Read the full review here
2008 The White Tiger by Aravind Adiga
Reviewed by Peter Robins
A sign, for the people who notice that sort of thing, of just how thrusting India's economy has become: it can now be embodied in fiction by a desperate killer.
The White Tiger is a furious and brutally effective counterblast to smug "India is shining'' rhetoric - that particular slogan is never mentioned, but the election it lost is crucial to the plot - which also directs hard, well-aimed kicks at hypocrisy and thuggery on the traditionalist Indian Left. It is certain of its mission, and pursues it with an undeviating determination you wouldn't expect in a first novel. It reads at a tremendous clip. Its caricatures are sharply and confidently drawn. It is full of barbed wit, if not - and not trying to be, so far as I can tell - actually funny. It won't win any prizes for subtlety. But it hasn't been nominated for one of those.
Read the full review here
2009 Wolf Hall by Hilary Mantel
Reviewed by Claudia FitzHerbert
It begins when we are children, the desire to colour in the bold outlines of the Tudors. We know so much - the clothes, jewels, buildings, battles, the sudden savagery of royal justice - and yet so little about the thoughts and feelings of even the literate players. Every generation throws up its own colourists, hacks who provide the lurid scenes their trade demands. Their books sell, but never last.

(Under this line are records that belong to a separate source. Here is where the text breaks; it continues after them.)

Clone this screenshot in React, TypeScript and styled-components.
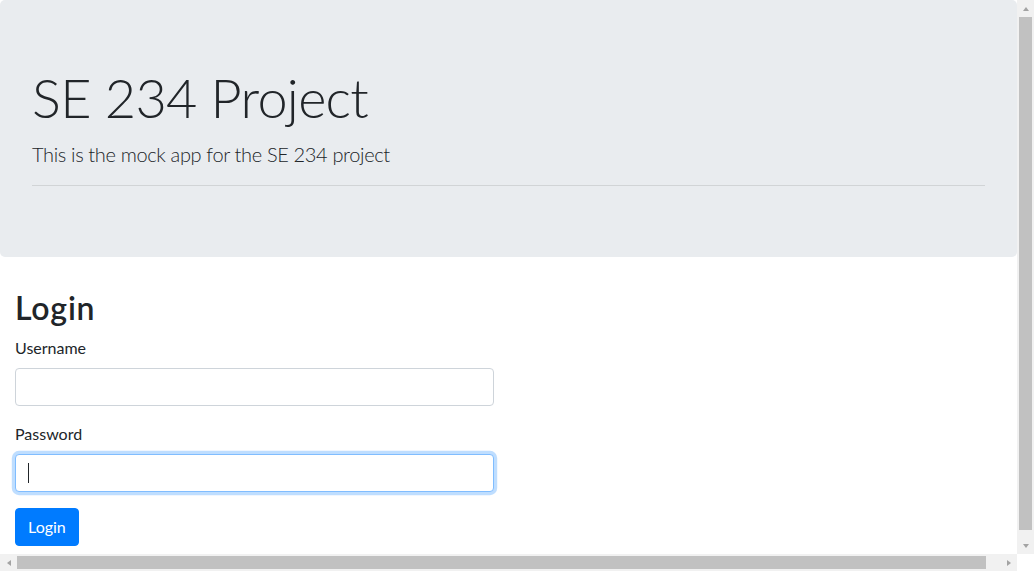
import React from "react";
import styled, { createGlobalStyle, css } from "styled-components";

const GlobalStyle = createGlobalStyle`
  html, body {
    margin: 0;
    padding: 0;
    overflow: hidden;
  }
  body {
    font-family: Lato, "Open Sans", Arial, sans-serif;
    font-size: 16px;
    line-height: 1.5;
    color: #212529;
    background: #fff;
  }
  *, *::before, *::after {
    box-sizing: border-box;
  }
`;

/* browser frame: page viewport plus the two scrollbars */
const Frame = styled.div`
  display: grid;
  grid-template-columns: 1fr 17px;
  grid-template-rows: 1fr 17px;
  width: 100vw;
  height: 100vh;
`;

const Viewport = styled.div`
  overflow: hidden;
  min-width: 0;
`;

const ScrollBar = styled.div<{ $vertical?: boolean }>`
  display: flex;
  flex-direction: ${(p) => (p.$vertical ? "column" : "row")};
  background: #f1f1f1;
`;

const Track = styled.div<{ $vertical?: boolean }>`
  flex: 1;
  display: flex;
  flex-direction: ${(p) => (p.$vertical ? "column" : "row")};
`;

const Thumb = styled.div<{ $vertical?: boolean }>`
  background: #c1c1c1;
  ${(p) =>
    p.$vertical
      ? css`
          margin: 0 2px;
        `
      : css`
          margin: 2px 0;
        `}
`;

const ArrowButton = styled.div<{ $dir: "up" | "down" | "left" | "right" }>`
  flex: 0 0 17px;
  width: 17px;
  height: 17px;
  display: flex;
  align-items: center;
  justify-content: center;
  &::before {
    content: "";
    width: 0;
    height: 0;
    ${(p) =>
      p.$dir === "up" &&
      css`
        border-left: 3.5px solid transparent;
        border-right: 3.5px solid transparent;
        border-bottom: 4px solid #a3a3a3;
      `}
    ${(p) =>
      p.$dir === "down" &&
      css`
        border-left: 3.5px solid transparent;
        border-right: 3.5px solid transparent;
        border-top: 4px solid #a3a3a3;
      `}
    ${(p) =>
      p.$dir === "left" &&
      css`
        border-top: 3.5px solid transparent;
        border-bottom: 3.5px solid transparent;
        border-right: 4px solid #a3a3a3;
      `}
    ${(p) =>
      p.$dir === "right" &&
      css`
        border-top: 3.5px solid transparent;
        border-bottom: 3.5px solid transparent;
        border-left: 4px solid #a3a3a3;
      `}
  }
`;

const Corner = styled.div`
  background: #fff;
`;

const Page = styled.div`
  width: 100%;
`;

const Jumbotron = styled.header`
  background: #e9ecef;
  border-radius: 5px;
  padding: 64px 32px 71px;
  margin-bottom: 32px;
`;

const Title = styled.h1`
  margin: 0 0 8px;
  font-size: 54px;
  font-weight: 300;
  line-height: 67.2px;
  letter-spacing: -0.7px;
`;

const Lead = styled.p`
  margin: 0;
  font-size: 20px;
  font-weight: 300;
  line-height: 1.5;
  letter-spacing: -0.35px;
`;

const Divider = styled.hr`
  margin: 16px 0 0;
  border: 0;
  border-top: 1px solid rgba(0, 0, 0, 0.1);
`;

const Container = styled.main`
  padding: 0 15px;
`;

const Row = styled.div`
  display: flex;
  flex-wrap: wrap;
  margin: 0 -15px;
`;

const HalfCol = styled.div`
  flex: 0 0 50%;
  max-width: 50%;
  padding: 0 15px;
`;

const Heading = styled.h2`
  margin: 0 0 8px;
  font-size: 32px;
  font-weight: 600;
  line-height: 1.2;
  letter-spacing: 0.8px;
`;

const FormGroup = styled.div`
  margin-bottom: 16px;
`;

const Label = styled.label`
  display: block;
  margin-bottom: 8px;
`;

const Input = styled.input<{ $focused?: boolean }>`
  display: block;
  width: 100%;
  height: 38px;
  padding: 6px 12px;
  font: inherit;
  color: #495057;
  background: #fff;
  border: 1px solid #ced4da;
  border-radius: 4px;
  outline: none;
  ${(p) =>
    p.$focused &&
    css`
      border-color: #80bdff;
      box-shadow: 0 0 0 3.2px rgba(0, 123, 255, 0.25);
      /* text caret */
      background: #fff linear-gradient(#212529, #212529) no-repeat 12px 8px / 1px 20px;
    `}
`;

const Button = styled.button`
  display: inline-block;
  padding: 6px 12px;
  font: inherit;
  line-height: 1.5;
  color: #fff;
  background: #007bff;
  border: 1px solid #007bff;
  border-radius: 4px;
  cursor: pointer;
`;

export default function App() {
  return (
    <>
      <GlobalStyle />
      <Frame>
        <Viewport>
          <Page>
            <Jumbotron>
              <Title>SE 234 Project</Title>
              <Lead>This is the mock app for the SE 234 project</Lead>
              <Divider />
            </Jumbotron>
            <Container>
              <Row>
                <HalfCol>
                  <Heading>Login</Heading>
                  <form onSubmit={(e) => e.preventDefault()}>
                    <FormGroup>
                      <Label htmlFor="username">Username</Label>
                      <Input id="username" type="text" />
                    </FormGroup>
                    <FormGroup>
                      <Label htmlFor="password">Password</Label>
                      <Input id="password" type="password" $focused />
                    </FormGroup>
                    <Button type="submit">Login</Button>
                  </form>
                </HalfCol>
              </Row>
            </Container>
          </Page>
        </Viewport>
        <ScrollBar $vertical>
          <ArrowButton $dir="up" />
          <Track $vertical>
            <Thumb $vertical style={{ flex: "0 0 513px" }} />
          </Track>
          <ArrowButton $dir="down" />
        </ScrollBar>
        <ScrollBar>
          <ArrowButton $dir="left" />
          <Track>
            <Thumb style={{ flex: "0 0 969px" }} />
          </Track>
          <ArrowButton $dir="right" />
        </ScrollBar>
        <Corner />
      </Frame>
    </>
  );
}
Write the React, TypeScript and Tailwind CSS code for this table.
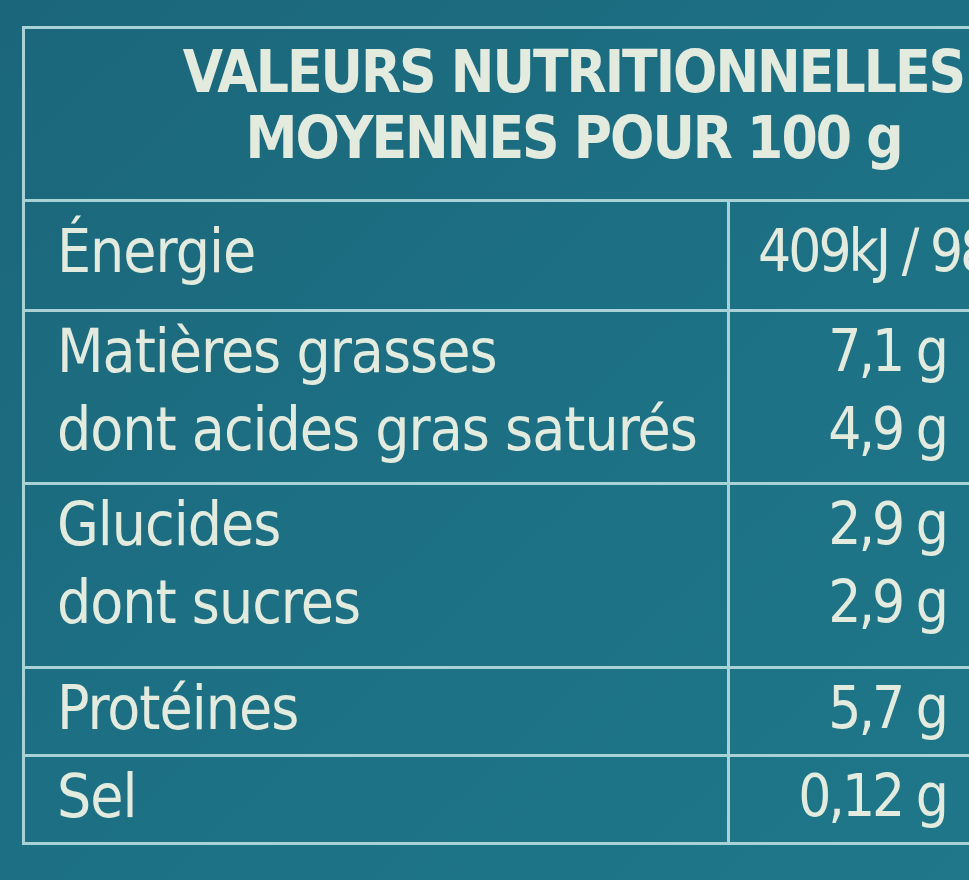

Every now and then an artist of another mettle is drawn into the Tudor fray, and turns everything we knew on its head. Characters are no longer fixed, conviction becomes evasion, courage a moveable feast. In Wolf Hall, Hilary Mantel rewrites the history of England from 1527 to 1535 with Thomas Cromwell as the hero.
Read the full review here
2010 The Finkler Question by Howard Jacobson
Reviewed by James Walton
For some writers a thorough investigation of the situation of British Jews today might do as the subject for a single book. In The Finkler Question it's combined with his characteristically unsparing - but not unkindly - ruminations on love, ageing, death and grief. He also manages his customary - but not easy - trick of fusing all of the above with genuine comedy. And sentence by sentence, there are few writers who exhibit the same unawed respect for language or such a relentless commitment to re-examining even the most seemingly unobjectionable of received wisdoms.
No wonder that, as with most of Jacobson's novels, you finish The Finkler Question feeling both faintly exhausted and richly entertained.
Read the full review here
2011 The Sense of an Ending by Julian Barnes
Reviewed by Anita Brookner
In this short but compelling novel Julian Barnes tracks the origin of one particular memory through a long and apparently uneventful life towards an explanation that leaves traces of unease that are difficult to dismiss.
His reputation will surely be enhanced by this book. Do not be misled by its brevity. Its mystery is as deeply embedded as the most archaic of memories.
Read the full review here
2012 Bring Up the Bodies by Hilary Mantel
Reviewed by Bettany Hughes
The story of the world is littered with the corpses of clever, charismatic women. To make your mark pretty consistently over the past 3,500 years, as a female of the species you have had to be extra special; and being special in historical times usually led to the cold embrace of an early grave.
Having conjured Henry’s brainy bovver-boy Thomas Cromwell from his own tomb in her Man Booker winner Wolf Hall (2009), Mantel now does the same service for Anne Boleyn. And just as Wolf Hall tracked Henry VIII’s waning interest in Katherine of Aragon, we now realise that spiky Anne “all elbows” is running out of time. Henry has spotted pale Jane Seymour and wears the moronic expression of a stunned veal-calf, “knocked on the head by the butcher” as Mantel’s Cromwell puts it. Anne has become another staging post in Henry’s ramble through the carnal, political and sacral corruptions of absolute power.
In Bring Up the Bodies, all Henry’s skulduggery, the desperation of his framed traitors and his women’s privations are experienced through the prism of Cromwell’s consciousness. This is a compelling plot device but also an interesting historical one. Historians have been described as frustrated novelists – we select key characters, become mildly obsessed by them and follow their story through the evidence they leave behind. Mantel tells us up front – by seeing with Cromwell’s eyes, hearing with his ears – that this is what she will be doing.
Read the full review here
2013 The Luminaries by Eleanor Catton
Reviewed by Lucy Daniel
Just as the market seems saturated with Victoriana, along comes Catton and proves herself as entertaining a mistress of plot and pacing as Sarah Waters. Her novel makes ample use of those accoutrements of an old-fashioned plot that surely partly explain what motivates so many of our brightest writers today to set their fiction in the past: the shiftiness of signatures and handwriting, eavesdropping and assignations, conspiracies and secrets, people from one’s past who turn up and expose you, purloined letters and delayed communications, the absence of permanent availability, that seem defunct in a modern setting.